## CHALLENGE
Below are the entries; count the lines in them that contain the word "index" and give only the number.

[start of RECORDS FOR THE EXERCISE]

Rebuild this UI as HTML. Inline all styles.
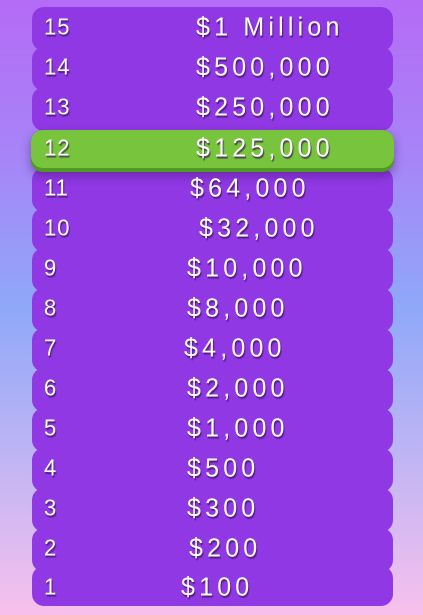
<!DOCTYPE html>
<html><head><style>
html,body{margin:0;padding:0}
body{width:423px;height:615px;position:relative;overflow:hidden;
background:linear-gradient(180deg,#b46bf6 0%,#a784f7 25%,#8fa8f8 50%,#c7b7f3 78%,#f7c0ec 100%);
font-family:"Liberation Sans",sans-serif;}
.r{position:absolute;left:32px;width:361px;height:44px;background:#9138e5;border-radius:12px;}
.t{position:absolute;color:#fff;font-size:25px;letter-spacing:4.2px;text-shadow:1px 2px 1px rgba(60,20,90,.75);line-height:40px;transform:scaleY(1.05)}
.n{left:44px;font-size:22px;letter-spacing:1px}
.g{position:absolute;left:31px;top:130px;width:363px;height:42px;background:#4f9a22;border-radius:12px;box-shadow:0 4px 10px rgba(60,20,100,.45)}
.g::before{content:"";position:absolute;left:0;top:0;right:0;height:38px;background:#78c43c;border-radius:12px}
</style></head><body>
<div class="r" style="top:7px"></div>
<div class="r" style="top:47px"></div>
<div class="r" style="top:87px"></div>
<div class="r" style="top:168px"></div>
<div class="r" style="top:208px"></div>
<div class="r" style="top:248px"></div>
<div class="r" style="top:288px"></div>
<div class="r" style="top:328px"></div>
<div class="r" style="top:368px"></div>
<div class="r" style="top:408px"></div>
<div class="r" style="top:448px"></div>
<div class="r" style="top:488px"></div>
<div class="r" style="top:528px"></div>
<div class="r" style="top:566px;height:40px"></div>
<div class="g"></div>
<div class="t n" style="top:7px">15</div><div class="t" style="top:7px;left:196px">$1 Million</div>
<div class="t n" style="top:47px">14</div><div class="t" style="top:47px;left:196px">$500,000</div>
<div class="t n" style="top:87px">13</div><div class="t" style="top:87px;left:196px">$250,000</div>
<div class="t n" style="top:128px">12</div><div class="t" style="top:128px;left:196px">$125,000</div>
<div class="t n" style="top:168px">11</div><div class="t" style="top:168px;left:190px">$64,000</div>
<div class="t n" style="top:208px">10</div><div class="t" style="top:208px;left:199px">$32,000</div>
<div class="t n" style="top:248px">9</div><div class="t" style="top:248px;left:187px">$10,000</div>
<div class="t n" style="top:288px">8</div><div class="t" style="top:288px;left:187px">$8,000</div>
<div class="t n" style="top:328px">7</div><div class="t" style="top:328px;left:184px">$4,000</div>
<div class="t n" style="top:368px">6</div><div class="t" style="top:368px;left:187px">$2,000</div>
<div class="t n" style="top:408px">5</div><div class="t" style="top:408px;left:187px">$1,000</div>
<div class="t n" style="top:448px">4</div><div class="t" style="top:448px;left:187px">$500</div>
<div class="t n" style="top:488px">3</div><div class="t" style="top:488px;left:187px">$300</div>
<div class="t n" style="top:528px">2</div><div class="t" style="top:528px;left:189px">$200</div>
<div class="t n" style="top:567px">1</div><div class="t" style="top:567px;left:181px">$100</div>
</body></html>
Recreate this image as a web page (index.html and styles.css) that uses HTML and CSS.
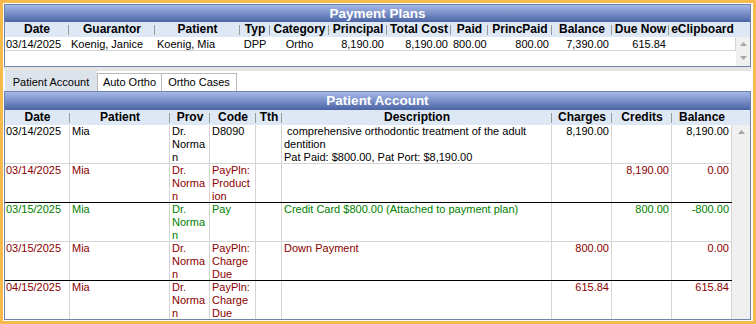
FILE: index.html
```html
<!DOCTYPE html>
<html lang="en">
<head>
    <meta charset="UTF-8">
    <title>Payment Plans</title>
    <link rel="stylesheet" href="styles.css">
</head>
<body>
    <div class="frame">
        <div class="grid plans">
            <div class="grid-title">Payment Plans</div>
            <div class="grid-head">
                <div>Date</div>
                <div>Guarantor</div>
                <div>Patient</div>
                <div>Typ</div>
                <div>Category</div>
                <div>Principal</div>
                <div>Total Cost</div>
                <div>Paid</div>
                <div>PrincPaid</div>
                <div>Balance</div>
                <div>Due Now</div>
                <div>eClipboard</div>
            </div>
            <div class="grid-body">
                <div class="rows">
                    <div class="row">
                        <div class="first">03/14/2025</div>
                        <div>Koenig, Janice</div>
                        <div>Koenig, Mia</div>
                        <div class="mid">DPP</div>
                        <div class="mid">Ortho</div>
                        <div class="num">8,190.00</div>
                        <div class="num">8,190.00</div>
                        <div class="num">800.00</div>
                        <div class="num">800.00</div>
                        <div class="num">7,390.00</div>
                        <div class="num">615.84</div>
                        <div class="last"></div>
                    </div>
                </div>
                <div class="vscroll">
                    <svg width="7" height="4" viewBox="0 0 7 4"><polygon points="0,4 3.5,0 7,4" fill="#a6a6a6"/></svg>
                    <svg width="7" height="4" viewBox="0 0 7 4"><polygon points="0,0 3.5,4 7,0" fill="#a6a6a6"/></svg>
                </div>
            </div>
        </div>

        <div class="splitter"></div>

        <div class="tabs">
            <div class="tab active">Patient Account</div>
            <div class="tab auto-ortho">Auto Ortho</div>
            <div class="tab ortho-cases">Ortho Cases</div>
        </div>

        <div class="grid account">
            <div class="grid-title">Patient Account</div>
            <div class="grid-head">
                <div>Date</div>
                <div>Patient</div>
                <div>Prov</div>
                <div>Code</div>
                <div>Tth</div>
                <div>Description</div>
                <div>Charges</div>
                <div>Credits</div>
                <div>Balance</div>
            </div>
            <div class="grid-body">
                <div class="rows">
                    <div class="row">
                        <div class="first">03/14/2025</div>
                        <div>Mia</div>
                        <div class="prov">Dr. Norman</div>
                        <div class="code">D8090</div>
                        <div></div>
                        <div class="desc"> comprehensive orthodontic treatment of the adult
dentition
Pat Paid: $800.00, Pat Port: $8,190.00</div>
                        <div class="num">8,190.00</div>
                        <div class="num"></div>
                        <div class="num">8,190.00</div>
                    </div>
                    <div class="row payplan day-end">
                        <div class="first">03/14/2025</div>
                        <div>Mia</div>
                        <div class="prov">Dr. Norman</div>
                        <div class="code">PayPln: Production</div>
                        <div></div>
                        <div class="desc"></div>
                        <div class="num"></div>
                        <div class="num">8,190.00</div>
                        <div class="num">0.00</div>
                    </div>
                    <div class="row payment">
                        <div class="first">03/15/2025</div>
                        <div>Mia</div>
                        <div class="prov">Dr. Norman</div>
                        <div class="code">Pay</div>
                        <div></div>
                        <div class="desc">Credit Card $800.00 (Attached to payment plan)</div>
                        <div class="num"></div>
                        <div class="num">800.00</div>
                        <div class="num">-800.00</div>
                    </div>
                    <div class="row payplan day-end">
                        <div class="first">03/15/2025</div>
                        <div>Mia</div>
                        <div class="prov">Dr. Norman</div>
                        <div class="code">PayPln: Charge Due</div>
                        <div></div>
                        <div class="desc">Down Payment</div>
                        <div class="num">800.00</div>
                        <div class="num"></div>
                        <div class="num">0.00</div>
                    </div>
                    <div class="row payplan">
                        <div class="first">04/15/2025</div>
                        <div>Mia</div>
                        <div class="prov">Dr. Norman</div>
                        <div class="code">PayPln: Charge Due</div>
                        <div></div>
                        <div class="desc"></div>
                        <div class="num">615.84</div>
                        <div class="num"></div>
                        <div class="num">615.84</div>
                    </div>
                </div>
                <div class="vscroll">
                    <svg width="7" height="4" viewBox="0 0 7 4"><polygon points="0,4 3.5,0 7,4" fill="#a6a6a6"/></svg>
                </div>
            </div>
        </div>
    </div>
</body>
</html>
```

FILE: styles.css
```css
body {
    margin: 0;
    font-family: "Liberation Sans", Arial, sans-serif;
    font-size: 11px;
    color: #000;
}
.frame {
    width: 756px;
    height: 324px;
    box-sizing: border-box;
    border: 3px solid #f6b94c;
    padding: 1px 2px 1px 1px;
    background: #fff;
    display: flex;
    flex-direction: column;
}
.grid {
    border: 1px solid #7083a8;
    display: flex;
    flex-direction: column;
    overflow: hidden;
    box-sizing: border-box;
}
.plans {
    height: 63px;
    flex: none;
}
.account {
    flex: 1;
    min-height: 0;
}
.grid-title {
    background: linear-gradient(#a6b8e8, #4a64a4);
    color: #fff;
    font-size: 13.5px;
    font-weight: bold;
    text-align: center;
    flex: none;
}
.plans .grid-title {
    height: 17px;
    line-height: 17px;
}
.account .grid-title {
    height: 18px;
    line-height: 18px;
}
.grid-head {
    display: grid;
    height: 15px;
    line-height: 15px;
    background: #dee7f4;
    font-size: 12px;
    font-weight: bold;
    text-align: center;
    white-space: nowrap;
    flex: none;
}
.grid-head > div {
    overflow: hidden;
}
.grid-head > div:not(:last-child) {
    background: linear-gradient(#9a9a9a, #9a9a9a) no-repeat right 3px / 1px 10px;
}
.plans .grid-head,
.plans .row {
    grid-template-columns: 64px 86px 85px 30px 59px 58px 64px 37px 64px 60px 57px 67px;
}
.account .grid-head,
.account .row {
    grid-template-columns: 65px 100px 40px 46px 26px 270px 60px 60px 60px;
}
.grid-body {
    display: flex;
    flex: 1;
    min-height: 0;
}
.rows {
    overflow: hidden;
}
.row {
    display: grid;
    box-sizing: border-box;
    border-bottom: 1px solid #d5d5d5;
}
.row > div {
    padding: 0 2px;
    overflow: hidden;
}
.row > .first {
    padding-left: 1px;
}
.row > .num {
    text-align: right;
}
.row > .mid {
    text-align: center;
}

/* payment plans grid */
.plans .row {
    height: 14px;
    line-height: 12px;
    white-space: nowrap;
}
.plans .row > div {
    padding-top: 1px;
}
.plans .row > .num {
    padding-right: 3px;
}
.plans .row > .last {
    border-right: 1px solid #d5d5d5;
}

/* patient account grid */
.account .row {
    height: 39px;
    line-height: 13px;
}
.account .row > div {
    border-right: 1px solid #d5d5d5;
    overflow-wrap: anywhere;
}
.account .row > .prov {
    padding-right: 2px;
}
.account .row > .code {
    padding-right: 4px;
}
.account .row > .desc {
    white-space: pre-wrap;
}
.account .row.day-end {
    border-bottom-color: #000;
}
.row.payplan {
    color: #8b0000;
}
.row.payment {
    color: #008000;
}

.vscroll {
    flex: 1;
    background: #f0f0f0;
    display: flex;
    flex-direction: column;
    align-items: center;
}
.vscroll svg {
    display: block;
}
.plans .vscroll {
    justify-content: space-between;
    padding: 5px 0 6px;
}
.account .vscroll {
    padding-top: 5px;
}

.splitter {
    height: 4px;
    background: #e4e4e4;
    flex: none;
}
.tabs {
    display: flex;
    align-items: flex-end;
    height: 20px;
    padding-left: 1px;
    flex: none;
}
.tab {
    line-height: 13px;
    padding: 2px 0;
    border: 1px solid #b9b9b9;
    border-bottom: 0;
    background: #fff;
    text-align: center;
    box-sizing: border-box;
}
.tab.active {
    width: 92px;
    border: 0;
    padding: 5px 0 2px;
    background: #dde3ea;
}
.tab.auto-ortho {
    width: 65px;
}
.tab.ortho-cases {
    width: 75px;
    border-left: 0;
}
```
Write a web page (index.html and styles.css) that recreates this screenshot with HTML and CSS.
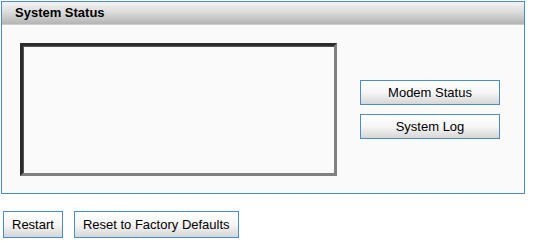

[end of RECORDS FOR THE EXERCISE]

## EXERCISE SOLUTION
3